Despite the emphasis on the canoe itself, and the journey it takes after its construction, the real story of the film is that of canoe-making guru, Bay Nenquiwi, a Huaorani hunter living with his family in Apaika, part of Ecuador’s Yasuni reserve. This is where Trundle and his filmmaker accomplice, Benjamin Sadd, opted to base themselves for a month, living as their hosts do – from banana broth breakfasts to basket weaving sessions – while undertaking the not-insignificant challenge of choosing the correct tree and subsequently crafting a traditional boat entirely by hand.
Despite their two months in the rainforest, the difference between the way Trundle and Sadd manage their time in the wilderness, and the utterly holistic relationship Nenquiwi shares with the natural environment, is truly striking. From his hunting blow-darts poisoned with toxic vines, to the knowledge passed down through the generations regarding how to build a river-worthy canoe from scratch, he is a man totally comfortable in a landscape most would find at best daunting, at worst inhospitable. Most poignantly, when scraping out the inside of the felled tree, he observes that the wood ‘bleeds when you cut it’, cradling a handful of what looks for all the world like a pool of blood. Hence the name of this particular tree: ‘blood of the chicken’.
After a small amount of last minute stuffing-of-t-shirts-into-holes, it isn’t long before the pair find themselves the owners of their very own traditional dugout canoe, all set and ready for adventure. After the intense experience of living with the family in Apaika, and the insights into the traditional rainforest lifestyles it entails, the river journey itself is comparatively calm, almost tranquil. They are treated to the sights of flamboyant birds, wild monkeys, and a vast array of colourful insects as they drift through this uniquely biodiverse part of the world, dealing with the usual difficulties of bank-side camping that accompanies most river travel.
Eventually, they reach the end of the Rio Tiputini, join the far wider Rio Napo, and reach their final destination, the town of Rocafuerte, situated on the border with Peru. Here, their dramatic journey comes to a surprisingly sudden end, a feeling which clearly hits them as hard as it does the audience. Saying goodbye to the canoe they spent two months building and paddling in is clearly a difficult undertaking.
Crucially, the film depicts the dramatic change occurring in the Amazon rainforest. Not long after the conclusion of the adventure, word reaches Trundle and Sadd that, due to Ecuador’s decision to begin exploiting oil resources in the Yasuni reserve, Nenquiwi and his family have left Apaika.

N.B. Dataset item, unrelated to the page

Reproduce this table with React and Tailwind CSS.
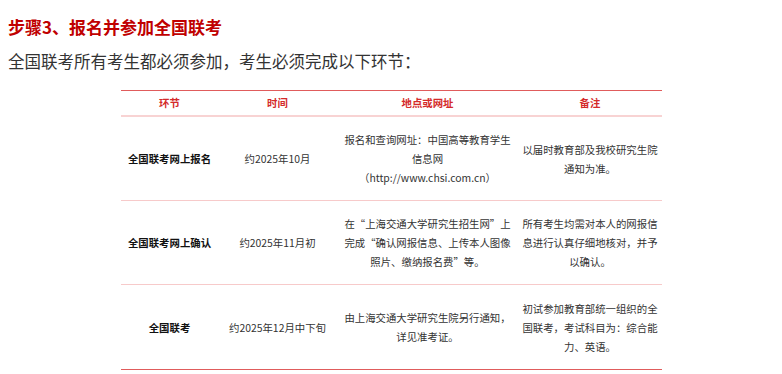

The place they enjoyed camping in the wild has now been converted into an oil camp. What began as an audacious desire to record a carefree jungle adventure, instead captures the final days of this region of pristine natural rainforest, wrenched suddenly from isolation into the cut-and-thrust of the modern world. The glimpses we, as an audience, enjoyed of Bay Nenquiwi and his family embracing a lifestyle so different from our own, become ever more valuable, as that world continues to shrink.